The pro-settlement nationalists that dominate Israeli Prime Minister Benjamin Netanyahu's coalition notched a victory with Wednesday's parliament vote on the settlement bill.
The proposed bill was sparked by a 2014 order from Israel's Supreme Court to evacuate the illegally built settlement outpost of Amona by Dec. 25. The court set the deadline after determining the outpost was built in the mid-1990s on private Palestinian land.
The legislation would retroactively legalize Amona and dozens of other outposts, as well as neighborhoods in existing settlements found to have been built on private Palestinian land.
In all, an estimated 2,500 homes would be affected, while Palestinian landowners would be eligible for compensation.
Members of the Jewish Home, a nationalist party affiliated with the settler movement, sponsored the legislation. They say the affected residents have lived in these homes for years, sometimes decades, and should not be uprooted.
"A nation cannot be an occupier in its own land," Justice Minister Ayelet Shaked of the Jewish Home said ahead of the vote, berating Israel's opposition parties for standing against the draft bill.
Opponents say the bill is illegal and is a dangerous attempt to override the nation's highest court.
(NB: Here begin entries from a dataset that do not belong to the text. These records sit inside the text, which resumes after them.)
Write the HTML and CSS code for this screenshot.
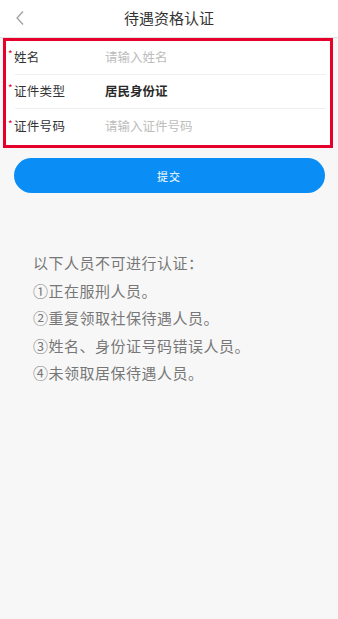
FILE: index.html
```html
<!DOCTYPE html>
<html lang="zh-CN">
  <head>
    <meta charset="UTF-8" />
    <meta name="viewport" content="width=device-width, initial-scale=1.0" />
    <title>待遇资格认证</title>
    <link rel="stylesheet" href="styles.css">
  </head>
  <body>
    <div class="nav-bar">
      <span class="back-btn">
        <svg width="10" height="16" viewBox="0 0 10 16">
          <path d="M8 1.5 L2 8 L8 14.5" fill="none" stroke="#a0a0a0" stroke-width="1.3" />
        </svg>
      </span>
      <h1>待遇资格认证</h1>
    </div>

    <div class="form-box">
      <div class="form-row">
        <label><span class="star">*</span>姓名</label>
        <span class="placeholder">请输入姓名</span>
      </div>
      <div class="form-row">
        <label><span class="star">*</span>证件类型</label>
        <span class="value">居民身份证</span>
      </div>
      <div class="form-row">
        <label><span class="star">*</span>证件号码</label>
        <span class="placeholder">请输入证件号码</span>
      </div>
    </div>

    <button class="submit-btn">提交</button>

    <div class="notes">
      <p>以下人员不可进行认证：</p>
      <p>①正在服刑人员。</p>
      <p>②重复领取社保待遇人员。</p>
      <p>③姓名、身份证号码错误人员。</p>
      <p>④未领取居保待遇人员。</p>
    </div>
  </body>
</html>
```

FILE: styles.css
```css
body {
  margin: 0;
  padding: 0;
  height: 100vh;
  background: #f7f7f7;
  font-family: "Noto Sans CJK SC", "Noto Sans", sans-serif;
  color: #333;
}

/* Top navigation */
.nav-bar {
  position: relative;
  height: 37px;
  background: #fff;
  border-bottom: 1px solid #e2e2e2;
  display: flex;
  align-items: center;
  justify-content: center;
}

.nav-bar h1 {
  margin: 0 0 3px;
  font-size: 15px;
  font-weight: normal;
  color: #333;
}

.back-btn {
  position: absolute;
  left: 15px;
  top: 10px;
  display: flex;
}

/* Form, outlined in red */
.form-box {
  background: #fff;
  border: 3px solid #e8002c;
  margin: 0 5px 0 3px;
  padding: 0 4px 0 9px;
}

.form-row {
  display: flex;
  align-items: center;
  height: 34px;
  box-sizing: border-box;
  padding-bottom: 3px;
  font-size: 12.5px;
  border-bottom: 1px solid #efefef;
}

.form-row:last-child {
  height: 36px;
  border-bottom: none;
}

/* label hangs a little left of the divider line */
.form-row label {
  width: 97px;
  margin-left: -7px;
  color: #333;
  letter-spacing: 0.3px;
  display: flex;
  align-items: center;
}

.star {
  color: #e8002c;
  font-size: 10px;
  width: 6px;
  margin-top: -5px;
}

.placeholder {
  color: #bdbdbd;
}

.value {
  color: #2a2a2a;
  font-weight: bold;
}

/* Submit button */
.submit-btn {
  display: block;
  width: 311px;
  height: 35px;
  margin: 10px auto 0;
  border: none;
  border-radius: 18px;
  background: #0a8ef6;
  color: #fff;
  font-family: inherit;
  font-size: 11px;
  letter-spacing: 1px;
}

/* Notes */
.notes {
  margin-top: 56px;
  padding-left: 33px;
  font-size: 15px;
  letter-spacing: 0.5px;
  color: #777;
}

.notes p {
  margin: 0;
  line-height: 27.5px;
}
```
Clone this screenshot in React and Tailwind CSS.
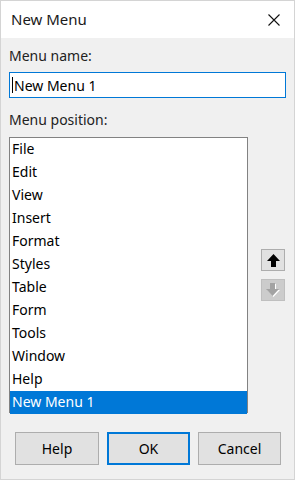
const items = ['File', 'Edit', 'View', 'Insert', 'Format', 'Styles', 'Table', 'Form', 'Tools', 'Window', 'Help', 'New Menu 1']

function UpArrow({ fill }) {
  return (
    <svg width="13" height="13" viewBox="0 0 13 13">
      <path d="M6.5 0 L13 7 L9 7 L9 13 L4 13 L4 7 L0 7 Z" fill={fill} />
    </svg>
  )
}

function DownArrow() {
  return (
    <svg width="14" height="14" viewBox="0 0 14 14">
      <path d="M7.5 14 L14 7 L10 7 L10 1 L5 1 L5 7 L1 7 Z" fill="#ffffff" />
      <path d="M6.5 13 L13 6 L9 6 L9 0 L4 0 L4 6 L0 6 Z" fill="#a3a3a3" />
    </svg>
  )
}

export default function App() {
  const font = { fontFamily: '"Noto Sans", "Open Sans", sans-serif' }
  return (
    <div style={font} className="w-[295px] h-[480px] bg-[#f0f0f0] flex flex-col border border-[#d4d4d4] text-black">
      <div className="h-[37px] bg-white flex items-center justify-between pl-[10px] pr-[14px] shrink-0">
        <span className="text-[15px] text-[#1a1a1a]">New Menu</span>
        <svg width="12" height="12" viewBox="0 0 12 12">
          <path d="M0.5 0.5 L11.5 11.5 M11.5 0.5 L0.5 11.5" stroke="#111" strokeWidth="1.1" />
        </svg>
      </div>

      <div className="flex flex-col px-[8px] pt-[8px]">
        <div className="text-[14px] leading-[20px] text-[#222]">Menu name:</div>
        <div className="mt-[6px] h-[26px] w-[277px] bg-white border border-[#0078d7] flex items-center pl-[2px] text-[14px]">
          <span className="w-px h-[16px] bg-black mr-[1px]" />
          <span>New Menu 1</span>
        </div>

        <div className="mt-[12px] text-[14px] leading-[20px] text-[#222]">Menu position:</div>
        <div className="mt-[7px] flex">
          <div className="w-[239px] h-[276px] bg-white border border-[#828282] flex flex-col">
            {items.map((it, i) => (
              <div
                key={it}
                className={`h-[23px] pl-[2px] pb-[2px] flex items-center text-[14px] ${i === items.length - 1 ? 'bg-[#0078d7] text-white' : ''}`}
              >
                {it}
              </div>
            ))}
          </div>
          <div className="ml-[13px] flex flex-col justify-center gap-[8px]">
            <div className="w-[24px] h-[22px] bg-[#e1e1e1] border border-[#adadad] flex items-center justify-center">
              <UpArrow fill="#000" />
            </div>
            <div className="w-[24px] h-[22px] bg-[#cccccc] border border-[#bfbfbf] flex items-center justify-center">
              <DownArrow />
            </div>
          </div>
        </div>

        <div className="mt-[19px] pl-[6px] flex gap-[8px] text-[14px]">
          <button className="w-[84px] h-[33px] bg-[#e1e1e1] border border-[#adadad]">Help</button>
          <button className="w-[83px] h-[33px] bg-[#e1e1e1] border-2 border-[#0078d7]">OK</button>
          <button className="w-[83px] h-[33px] bg-[#e1e1e1] border border-[#adadad]">Cancel</button>
        </div>
      </div>
    </div>
  )
}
Israel's attorney general, who was appointed by Netanyahu, has said he will not be able to defend it in court.
"Never in the history of the state of Israel, never, did the Knesset vote totally against the state's laws, the rule of law and international law," said opposition leader Isaac Herzog. "This is a law that recognizes robbery and theft."
The bill still must pass three more votes in parliament — meaning it could be watered down or frozen in various committees.
The U.S. State Department said this week that it was "deeply concerned" about the legislation. Spokeswoman Elizabeth Trudeau called it an "unprecedented" step that would break from previous Israeli policies.
"This legislation would be a dramatic advancement of the settlement enterprise, which is already gravely endangering the prospects for a two-state solution," she said.
Egypt, a key Arab ally of Israel, has also condemned the legislation.